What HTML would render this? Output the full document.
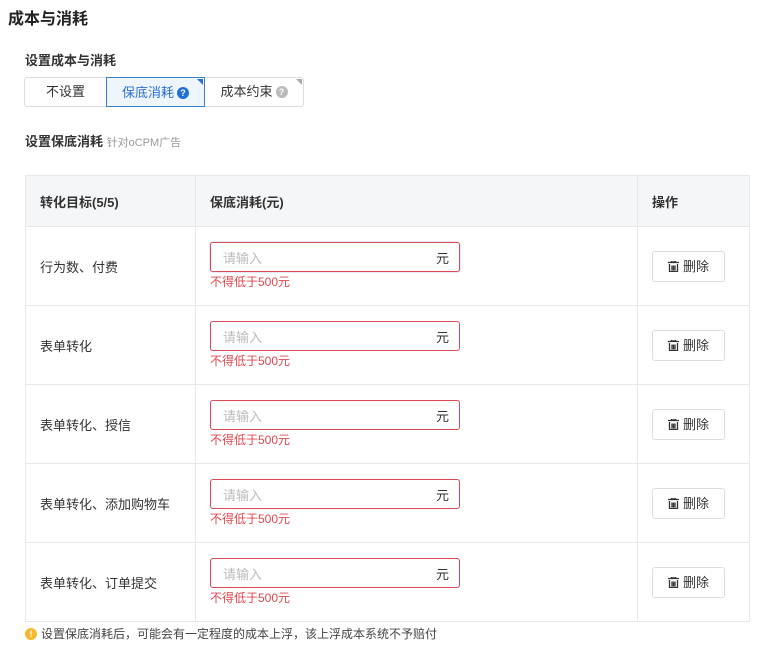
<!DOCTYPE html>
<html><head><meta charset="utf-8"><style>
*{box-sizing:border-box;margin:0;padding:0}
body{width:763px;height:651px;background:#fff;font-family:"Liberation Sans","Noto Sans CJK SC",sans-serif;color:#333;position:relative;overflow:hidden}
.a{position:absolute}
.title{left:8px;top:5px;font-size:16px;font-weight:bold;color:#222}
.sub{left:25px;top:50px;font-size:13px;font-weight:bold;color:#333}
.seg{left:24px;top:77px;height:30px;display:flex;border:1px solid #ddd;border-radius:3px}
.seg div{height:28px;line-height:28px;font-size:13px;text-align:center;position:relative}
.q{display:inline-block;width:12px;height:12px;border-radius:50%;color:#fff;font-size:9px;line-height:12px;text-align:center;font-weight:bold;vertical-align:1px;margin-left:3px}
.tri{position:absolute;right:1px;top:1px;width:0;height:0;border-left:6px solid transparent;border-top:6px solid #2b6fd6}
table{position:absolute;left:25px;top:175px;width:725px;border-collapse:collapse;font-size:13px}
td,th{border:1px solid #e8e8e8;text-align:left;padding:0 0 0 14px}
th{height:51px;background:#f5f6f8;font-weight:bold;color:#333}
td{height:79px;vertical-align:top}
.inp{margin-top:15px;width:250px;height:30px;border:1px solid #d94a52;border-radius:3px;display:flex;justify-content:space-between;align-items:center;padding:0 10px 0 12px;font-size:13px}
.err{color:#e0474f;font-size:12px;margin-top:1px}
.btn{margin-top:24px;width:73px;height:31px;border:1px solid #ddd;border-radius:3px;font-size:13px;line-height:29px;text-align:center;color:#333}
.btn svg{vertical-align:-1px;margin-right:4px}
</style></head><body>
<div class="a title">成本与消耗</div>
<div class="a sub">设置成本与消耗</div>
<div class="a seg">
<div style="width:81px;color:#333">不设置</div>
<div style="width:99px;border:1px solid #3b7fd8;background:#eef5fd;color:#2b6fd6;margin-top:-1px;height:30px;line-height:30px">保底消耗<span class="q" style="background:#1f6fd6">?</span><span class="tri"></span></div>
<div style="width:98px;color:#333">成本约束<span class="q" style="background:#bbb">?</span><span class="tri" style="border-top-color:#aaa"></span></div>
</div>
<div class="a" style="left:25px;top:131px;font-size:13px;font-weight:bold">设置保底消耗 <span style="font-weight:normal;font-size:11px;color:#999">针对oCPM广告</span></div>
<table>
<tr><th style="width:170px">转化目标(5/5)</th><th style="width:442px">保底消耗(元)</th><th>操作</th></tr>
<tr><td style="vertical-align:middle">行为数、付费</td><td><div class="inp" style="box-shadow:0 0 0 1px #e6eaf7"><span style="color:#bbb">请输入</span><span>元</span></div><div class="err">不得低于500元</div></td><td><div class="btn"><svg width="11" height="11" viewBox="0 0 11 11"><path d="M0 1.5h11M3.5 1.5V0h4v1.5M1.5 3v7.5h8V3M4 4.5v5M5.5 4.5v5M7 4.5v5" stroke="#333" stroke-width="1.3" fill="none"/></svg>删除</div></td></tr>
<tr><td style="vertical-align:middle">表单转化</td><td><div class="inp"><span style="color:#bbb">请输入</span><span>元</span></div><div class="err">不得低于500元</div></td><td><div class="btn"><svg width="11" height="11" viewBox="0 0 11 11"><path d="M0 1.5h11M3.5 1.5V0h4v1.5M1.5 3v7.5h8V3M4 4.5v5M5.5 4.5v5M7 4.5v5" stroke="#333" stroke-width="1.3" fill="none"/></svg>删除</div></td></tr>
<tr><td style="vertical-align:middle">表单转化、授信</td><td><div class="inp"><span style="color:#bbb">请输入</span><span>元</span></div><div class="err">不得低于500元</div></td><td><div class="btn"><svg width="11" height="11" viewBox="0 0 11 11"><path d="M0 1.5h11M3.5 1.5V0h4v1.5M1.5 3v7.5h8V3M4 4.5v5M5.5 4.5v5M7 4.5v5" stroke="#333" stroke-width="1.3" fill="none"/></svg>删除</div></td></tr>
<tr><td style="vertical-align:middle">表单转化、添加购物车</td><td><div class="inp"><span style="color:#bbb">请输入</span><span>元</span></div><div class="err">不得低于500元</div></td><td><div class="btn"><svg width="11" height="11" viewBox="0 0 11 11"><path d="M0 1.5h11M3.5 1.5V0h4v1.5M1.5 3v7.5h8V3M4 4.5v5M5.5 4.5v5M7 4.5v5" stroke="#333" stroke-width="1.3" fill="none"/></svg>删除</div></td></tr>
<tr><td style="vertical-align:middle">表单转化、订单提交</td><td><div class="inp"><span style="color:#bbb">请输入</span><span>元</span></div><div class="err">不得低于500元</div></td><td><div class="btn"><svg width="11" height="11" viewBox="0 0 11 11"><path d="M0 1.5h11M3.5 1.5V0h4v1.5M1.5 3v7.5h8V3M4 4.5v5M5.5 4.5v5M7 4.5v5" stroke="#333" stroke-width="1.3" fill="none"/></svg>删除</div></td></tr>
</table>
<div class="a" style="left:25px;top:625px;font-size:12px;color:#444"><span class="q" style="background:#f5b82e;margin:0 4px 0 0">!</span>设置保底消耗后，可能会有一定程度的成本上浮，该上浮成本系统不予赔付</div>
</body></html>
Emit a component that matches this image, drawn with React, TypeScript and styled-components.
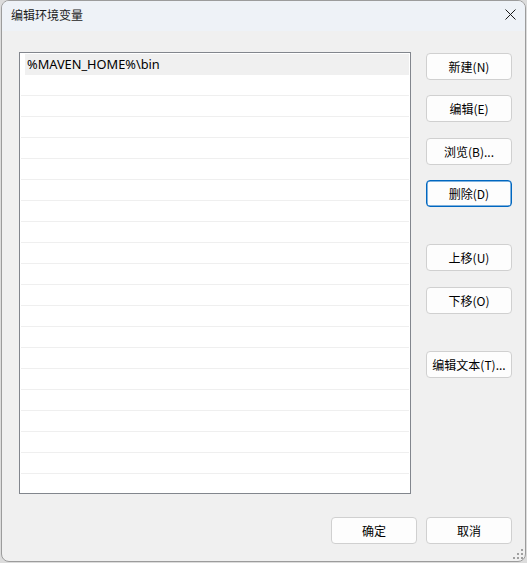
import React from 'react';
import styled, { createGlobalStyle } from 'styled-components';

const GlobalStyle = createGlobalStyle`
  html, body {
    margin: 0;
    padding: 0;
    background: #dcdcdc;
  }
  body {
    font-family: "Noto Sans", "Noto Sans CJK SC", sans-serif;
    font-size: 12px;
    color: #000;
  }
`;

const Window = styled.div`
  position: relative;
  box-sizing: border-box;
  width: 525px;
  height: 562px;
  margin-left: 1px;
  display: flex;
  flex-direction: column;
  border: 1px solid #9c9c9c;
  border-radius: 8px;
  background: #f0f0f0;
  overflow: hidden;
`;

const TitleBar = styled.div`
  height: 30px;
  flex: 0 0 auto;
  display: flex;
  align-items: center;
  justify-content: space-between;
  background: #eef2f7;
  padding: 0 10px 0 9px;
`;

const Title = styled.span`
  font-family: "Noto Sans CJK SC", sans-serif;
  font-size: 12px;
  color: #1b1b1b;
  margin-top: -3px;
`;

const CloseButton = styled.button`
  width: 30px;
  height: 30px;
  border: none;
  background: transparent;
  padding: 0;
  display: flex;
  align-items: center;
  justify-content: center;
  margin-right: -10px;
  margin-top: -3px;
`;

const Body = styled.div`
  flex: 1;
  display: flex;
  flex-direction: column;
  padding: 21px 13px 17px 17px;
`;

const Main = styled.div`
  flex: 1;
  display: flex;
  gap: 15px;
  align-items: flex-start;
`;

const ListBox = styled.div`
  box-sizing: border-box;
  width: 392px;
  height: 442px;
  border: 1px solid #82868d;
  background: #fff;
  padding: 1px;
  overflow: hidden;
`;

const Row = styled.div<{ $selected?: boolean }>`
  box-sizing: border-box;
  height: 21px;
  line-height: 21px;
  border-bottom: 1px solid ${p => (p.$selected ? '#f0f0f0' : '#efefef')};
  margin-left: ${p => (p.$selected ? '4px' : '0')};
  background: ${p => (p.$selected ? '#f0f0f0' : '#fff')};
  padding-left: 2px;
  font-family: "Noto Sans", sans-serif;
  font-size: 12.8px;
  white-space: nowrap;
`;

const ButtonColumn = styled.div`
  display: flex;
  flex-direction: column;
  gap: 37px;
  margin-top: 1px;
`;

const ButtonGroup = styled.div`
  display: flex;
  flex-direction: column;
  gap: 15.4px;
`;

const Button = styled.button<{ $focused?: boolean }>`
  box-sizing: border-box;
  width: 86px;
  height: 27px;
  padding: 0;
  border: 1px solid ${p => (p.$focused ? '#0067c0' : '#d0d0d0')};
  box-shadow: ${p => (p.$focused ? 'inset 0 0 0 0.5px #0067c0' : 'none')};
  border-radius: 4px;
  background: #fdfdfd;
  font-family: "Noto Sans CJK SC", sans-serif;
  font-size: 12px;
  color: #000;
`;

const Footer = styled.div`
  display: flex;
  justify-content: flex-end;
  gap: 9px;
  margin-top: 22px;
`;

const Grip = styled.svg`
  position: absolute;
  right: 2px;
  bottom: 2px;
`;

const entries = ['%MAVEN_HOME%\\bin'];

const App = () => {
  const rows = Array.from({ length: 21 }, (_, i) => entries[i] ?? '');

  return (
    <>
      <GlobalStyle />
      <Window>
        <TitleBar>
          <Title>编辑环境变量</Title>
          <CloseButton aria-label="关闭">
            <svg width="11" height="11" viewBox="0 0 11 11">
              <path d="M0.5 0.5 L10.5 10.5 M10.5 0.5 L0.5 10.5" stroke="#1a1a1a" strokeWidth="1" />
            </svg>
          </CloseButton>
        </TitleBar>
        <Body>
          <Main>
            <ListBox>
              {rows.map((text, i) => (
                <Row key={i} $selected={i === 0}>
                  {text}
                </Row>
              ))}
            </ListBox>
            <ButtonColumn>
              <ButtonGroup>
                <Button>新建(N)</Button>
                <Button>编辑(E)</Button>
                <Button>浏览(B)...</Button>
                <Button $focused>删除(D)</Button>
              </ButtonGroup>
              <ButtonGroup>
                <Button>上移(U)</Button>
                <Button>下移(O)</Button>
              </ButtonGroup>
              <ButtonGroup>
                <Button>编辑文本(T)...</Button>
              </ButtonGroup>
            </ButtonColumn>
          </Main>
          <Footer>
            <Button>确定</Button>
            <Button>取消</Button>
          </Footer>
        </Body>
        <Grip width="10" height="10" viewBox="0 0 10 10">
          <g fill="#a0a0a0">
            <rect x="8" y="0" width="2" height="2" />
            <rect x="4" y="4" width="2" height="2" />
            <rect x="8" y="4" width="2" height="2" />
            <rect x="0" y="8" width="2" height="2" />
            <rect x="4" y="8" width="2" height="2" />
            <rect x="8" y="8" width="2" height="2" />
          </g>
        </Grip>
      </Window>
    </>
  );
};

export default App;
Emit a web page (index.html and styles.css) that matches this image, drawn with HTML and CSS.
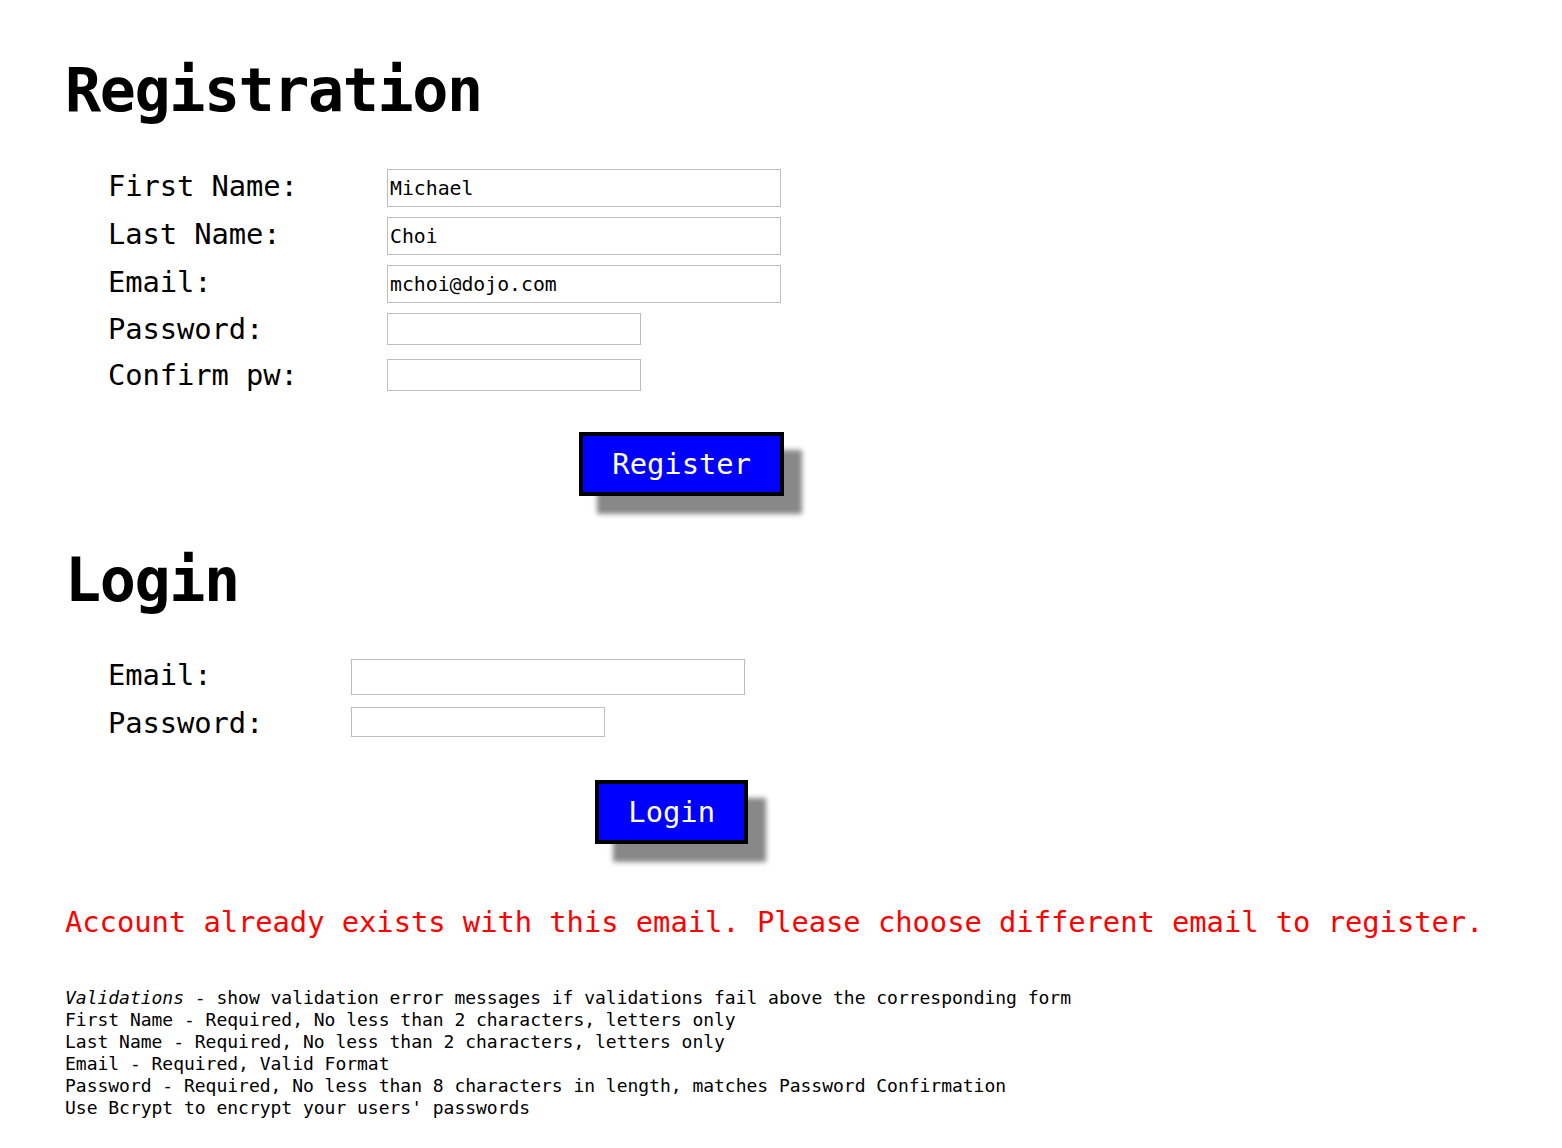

══════

> _Aim of the task_
Every line above that contains the word "Emit" should be reported.

> _Completed exercise_
Emit a component that matches this image, drawn with React, TypeScript and styled-components.
Emit a web page (index.html and styles.css) that matches this image, drawn with HTML and CSS.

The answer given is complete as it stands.